:: Exercise goal ::
Do any lines in the data below contain "React"? If so, copy every one of them.

:: Data ::
--- Begin ---

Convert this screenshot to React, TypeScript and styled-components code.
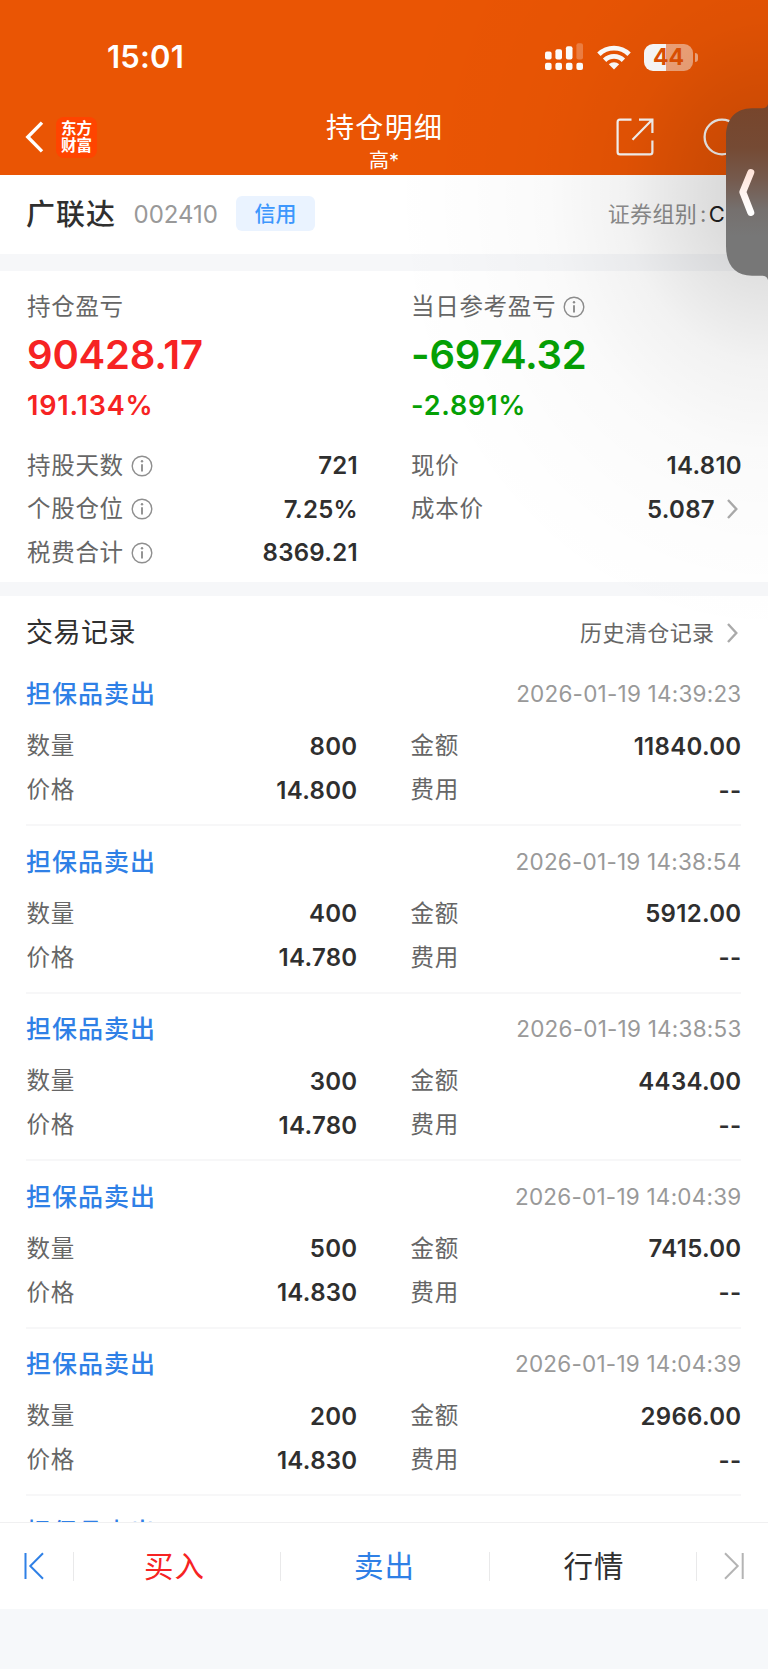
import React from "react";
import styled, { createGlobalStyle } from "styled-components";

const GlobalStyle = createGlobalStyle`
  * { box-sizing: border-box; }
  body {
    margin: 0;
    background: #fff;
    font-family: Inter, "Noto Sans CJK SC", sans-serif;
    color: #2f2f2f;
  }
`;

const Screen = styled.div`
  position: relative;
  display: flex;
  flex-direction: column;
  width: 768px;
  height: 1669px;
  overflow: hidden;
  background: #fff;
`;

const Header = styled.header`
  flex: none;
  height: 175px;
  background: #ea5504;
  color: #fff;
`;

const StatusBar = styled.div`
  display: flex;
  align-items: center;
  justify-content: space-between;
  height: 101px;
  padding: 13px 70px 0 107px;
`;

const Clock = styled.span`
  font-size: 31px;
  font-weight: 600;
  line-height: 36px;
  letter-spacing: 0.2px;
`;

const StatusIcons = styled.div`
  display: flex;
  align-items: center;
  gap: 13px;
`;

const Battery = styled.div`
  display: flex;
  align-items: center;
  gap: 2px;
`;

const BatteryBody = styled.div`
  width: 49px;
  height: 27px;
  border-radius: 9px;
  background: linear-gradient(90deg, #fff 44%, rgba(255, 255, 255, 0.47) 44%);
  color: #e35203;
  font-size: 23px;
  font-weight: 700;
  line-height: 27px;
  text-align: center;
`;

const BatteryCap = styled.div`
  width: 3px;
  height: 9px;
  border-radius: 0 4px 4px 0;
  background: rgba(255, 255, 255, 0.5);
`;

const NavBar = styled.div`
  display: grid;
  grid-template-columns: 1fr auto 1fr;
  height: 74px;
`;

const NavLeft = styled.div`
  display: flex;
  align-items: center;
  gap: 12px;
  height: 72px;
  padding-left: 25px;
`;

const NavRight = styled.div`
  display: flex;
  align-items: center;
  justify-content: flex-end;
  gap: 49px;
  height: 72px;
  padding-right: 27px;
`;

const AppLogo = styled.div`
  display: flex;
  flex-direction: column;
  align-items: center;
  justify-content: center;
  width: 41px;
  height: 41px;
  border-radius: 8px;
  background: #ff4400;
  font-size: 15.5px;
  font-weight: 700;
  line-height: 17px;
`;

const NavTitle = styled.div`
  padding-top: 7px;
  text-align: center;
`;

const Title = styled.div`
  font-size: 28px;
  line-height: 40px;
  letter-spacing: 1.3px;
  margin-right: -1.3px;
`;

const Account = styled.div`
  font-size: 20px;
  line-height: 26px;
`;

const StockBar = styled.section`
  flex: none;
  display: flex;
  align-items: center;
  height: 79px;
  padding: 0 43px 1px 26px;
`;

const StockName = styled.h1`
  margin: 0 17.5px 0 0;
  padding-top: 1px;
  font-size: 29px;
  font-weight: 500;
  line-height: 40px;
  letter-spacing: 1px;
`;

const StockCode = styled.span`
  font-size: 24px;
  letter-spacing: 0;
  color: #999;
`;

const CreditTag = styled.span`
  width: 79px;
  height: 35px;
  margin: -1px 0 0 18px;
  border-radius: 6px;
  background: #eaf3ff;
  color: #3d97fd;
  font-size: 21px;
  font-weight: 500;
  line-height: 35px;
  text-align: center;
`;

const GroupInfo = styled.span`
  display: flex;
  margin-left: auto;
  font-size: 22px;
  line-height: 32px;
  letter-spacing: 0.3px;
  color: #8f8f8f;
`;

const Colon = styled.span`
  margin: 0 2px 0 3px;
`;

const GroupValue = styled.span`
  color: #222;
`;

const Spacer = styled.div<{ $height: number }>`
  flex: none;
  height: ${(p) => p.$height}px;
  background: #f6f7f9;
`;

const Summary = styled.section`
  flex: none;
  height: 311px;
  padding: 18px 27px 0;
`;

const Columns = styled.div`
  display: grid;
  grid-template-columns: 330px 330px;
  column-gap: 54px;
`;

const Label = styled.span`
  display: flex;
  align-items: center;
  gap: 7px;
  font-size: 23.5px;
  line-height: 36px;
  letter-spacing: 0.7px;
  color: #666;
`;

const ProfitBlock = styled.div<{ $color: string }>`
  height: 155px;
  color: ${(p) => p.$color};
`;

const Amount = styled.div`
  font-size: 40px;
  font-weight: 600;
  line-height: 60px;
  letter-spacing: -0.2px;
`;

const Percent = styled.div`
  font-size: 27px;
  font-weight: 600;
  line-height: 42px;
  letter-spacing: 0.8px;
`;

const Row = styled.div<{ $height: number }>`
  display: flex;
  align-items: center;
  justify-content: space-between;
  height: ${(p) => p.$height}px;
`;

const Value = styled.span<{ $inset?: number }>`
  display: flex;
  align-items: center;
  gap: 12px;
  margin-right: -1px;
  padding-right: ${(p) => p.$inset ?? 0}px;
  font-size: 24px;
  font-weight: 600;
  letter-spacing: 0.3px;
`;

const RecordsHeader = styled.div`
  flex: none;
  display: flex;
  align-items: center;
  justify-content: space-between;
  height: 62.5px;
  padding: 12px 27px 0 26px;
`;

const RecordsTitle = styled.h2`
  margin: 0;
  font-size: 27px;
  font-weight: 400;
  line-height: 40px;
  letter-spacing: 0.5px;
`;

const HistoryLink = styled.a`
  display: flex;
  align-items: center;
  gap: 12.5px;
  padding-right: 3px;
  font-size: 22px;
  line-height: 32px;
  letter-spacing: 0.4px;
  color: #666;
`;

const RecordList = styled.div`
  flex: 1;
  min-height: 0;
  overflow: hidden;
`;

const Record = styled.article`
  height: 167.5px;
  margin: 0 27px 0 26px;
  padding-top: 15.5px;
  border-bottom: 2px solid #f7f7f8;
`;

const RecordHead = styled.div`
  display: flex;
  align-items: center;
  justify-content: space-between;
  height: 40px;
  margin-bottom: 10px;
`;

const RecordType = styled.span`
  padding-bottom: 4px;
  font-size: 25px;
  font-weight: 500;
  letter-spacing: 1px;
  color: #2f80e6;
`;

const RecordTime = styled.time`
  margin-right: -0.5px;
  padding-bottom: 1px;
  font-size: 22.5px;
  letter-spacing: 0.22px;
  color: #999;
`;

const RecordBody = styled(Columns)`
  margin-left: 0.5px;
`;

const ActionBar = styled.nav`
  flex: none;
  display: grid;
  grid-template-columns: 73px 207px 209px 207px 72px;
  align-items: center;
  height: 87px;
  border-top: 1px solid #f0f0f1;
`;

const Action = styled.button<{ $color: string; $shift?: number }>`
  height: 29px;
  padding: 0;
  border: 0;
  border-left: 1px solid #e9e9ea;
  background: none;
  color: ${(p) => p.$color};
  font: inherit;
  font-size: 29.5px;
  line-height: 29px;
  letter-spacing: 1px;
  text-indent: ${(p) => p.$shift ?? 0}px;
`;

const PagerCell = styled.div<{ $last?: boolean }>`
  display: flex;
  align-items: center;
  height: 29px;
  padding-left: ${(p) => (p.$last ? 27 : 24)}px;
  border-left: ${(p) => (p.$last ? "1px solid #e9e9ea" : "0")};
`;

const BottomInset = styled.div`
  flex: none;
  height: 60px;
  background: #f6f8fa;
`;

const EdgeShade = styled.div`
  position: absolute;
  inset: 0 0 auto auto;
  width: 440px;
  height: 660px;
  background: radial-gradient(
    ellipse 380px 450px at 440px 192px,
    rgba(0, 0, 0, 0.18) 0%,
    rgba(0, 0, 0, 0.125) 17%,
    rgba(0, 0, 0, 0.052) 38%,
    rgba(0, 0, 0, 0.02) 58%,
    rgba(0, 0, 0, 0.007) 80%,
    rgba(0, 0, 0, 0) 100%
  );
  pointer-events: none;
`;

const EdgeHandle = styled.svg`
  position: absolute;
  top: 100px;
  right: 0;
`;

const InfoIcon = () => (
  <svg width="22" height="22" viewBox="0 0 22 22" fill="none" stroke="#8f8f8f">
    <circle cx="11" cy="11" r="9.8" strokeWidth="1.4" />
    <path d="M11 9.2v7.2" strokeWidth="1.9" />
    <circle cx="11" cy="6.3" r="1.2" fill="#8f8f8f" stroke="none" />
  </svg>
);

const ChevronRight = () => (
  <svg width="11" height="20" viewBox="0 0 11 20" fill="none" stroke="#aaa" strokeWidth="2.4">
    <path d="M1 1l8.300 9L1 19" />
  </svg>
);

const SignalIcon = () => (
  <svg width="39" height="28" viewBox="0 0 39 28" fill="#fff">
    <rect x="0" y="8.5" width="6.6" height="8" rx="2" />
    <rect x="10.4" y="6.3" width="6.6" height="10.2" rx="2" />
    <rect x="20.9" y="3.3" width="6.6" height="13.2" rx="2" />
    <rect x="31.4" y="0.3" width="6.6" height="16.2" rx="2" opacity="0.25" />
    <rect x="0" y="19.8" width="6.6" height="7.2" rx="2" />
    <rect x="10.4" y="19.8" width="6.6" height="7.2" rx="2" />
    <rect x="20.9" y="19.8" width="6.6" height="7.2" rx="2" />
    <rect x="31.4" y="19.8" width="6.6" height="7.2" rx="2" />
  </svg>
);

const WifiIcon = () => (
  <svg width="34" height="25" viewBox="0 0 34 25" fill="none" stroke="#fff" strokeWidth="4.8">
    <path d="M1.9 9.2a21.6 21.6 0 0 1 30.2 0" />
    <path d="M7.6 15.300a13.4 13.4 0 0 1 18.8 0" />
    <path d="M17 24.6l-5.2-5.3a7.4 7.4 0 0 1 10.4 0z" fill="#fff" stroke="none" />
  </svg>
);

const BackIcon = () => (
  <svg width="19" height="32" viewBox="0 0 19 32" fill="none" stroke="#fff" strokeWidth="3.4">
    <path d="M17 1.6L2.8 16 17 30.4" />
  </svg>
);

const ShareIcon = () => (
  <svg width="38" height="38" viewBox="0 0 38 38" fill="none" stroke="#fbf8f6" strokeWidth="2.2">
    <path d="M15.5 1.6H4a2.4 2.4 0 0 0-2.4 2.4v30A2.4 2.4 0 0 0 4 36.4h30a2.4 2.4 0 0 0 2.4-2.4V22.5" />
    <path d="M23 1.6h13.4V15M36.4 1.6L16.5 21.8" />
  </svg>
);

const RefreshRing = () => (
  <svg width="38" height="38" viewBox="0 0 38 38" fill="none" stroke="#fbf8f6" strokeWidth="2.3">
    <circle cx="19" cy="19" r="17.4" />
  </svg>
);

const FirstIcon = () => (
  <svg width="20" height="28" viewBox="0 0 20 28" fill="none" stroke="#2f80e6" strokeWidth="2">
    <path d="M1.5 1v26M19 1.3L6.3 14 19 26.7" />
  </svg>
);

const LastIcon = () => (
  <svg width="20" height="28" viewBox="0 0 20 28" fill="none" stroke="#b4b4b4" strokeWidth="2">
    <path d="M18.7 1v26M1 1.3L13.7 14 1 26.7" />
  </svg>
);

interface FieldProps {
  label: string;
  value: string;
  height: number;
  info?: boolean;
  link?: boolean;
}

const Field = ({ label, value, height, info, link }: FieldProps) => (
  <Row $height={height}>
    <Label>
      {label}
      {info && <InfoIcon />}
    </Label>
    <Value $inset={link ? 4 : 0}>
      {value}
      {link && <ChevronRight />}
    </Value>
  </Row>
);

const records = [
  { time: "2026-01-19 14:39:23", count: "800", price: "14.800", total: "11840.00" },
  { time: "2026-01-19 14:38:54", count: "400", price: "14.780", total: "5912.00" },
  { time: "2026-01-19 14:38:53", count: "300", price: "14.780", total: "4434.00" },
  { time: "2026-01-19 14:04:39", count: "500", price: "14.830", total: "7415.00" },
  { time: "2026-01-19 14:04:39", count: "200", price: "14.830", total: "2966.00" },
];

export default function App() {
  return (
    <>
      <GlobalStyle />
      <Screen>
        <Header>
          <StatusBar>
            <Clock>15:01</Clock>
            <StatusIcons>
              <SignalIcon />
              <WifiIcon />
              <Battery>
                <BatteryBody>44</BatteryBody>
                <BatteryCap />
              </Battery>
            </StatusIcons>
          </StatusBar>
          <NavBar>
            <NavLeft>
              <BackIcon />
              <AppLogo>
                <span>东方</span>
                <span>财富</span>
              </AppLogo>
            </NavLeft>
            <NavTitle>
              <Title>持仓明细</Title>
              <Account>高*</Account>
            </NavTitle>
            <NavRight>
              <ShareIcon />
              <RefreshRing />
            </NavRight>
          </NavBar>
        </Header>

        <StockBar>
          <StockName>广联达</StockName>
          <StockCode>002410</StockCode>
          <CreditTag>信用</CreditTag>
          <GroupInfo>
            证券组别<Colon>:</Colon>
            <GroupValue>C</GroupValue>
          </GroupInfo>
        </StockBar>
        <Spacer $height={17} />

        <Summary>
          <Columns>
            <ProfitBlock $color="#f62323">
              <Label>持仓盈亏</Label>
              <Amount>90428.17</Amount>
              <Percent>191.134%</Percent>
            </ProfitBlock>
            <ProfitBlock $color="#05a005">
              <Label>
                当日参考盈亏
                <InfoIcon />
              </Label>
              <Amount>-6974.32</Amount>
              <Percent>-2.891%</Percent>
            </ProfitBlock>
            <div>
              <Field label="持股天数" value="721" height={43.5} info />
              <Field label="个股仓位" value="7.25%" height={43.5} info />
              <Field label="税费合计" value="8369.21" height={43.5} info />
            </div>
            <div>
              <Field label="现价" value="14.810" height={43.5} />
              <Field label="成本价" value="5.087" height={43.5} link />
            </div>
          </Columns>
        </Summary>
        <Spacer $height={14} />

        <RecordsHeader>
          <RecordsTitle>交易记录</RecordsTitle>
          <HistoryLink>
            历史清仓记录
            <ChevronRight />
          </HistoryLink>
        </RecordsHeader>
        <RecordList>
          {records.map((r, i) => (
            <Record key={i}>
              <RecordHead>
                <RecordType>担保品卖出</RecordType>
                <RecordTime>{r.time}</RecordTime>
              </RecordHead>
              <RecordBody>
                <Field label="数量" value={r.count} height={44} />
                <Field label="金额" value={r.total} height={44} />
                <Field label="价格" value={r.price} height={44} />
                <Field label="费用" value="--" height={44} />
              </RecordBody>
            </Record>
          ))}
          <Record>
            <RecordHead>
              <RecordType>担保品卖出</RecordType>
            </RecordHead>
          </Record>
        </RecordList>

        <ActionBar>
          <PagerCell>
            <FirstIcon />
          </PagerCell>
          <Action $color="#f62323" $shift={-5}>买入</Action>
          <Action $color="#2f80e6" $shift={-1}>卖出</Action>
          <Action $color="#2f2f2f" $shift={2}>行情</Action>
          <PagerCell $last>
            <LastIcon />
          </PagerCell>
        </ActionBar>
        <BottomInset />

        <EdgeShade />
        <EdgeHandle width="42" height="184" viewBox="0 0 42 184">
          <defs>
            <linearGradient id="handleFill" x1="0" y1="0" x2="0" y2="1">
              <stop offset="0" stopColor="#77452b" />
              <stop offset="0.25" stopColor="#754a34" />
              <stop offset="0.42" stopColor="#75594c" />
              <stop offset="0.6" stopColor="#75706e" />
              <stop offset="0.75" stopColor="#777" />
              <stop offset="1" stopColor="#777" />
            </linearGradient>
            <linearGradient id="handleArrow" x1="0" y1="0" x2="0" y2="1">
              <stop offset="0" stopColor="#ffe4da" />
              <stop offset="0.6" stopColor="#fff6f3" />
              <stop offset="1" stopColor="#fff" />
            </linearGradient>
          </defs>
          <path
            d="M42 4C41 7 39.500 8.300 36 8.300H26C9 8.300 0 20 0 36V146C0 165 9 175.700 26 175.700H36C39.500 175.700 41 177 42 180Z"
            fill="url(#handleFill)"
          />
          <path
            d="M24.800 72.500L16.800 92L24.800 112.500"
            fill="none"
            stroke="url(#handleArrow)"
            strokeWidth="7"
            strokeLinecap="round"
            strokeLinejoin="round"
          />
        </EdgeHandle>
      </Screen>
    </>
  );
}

--- End ---

:: Expected answer ::
Convert this screenshot to React, TypeScript and styled-components code.
import React from "react";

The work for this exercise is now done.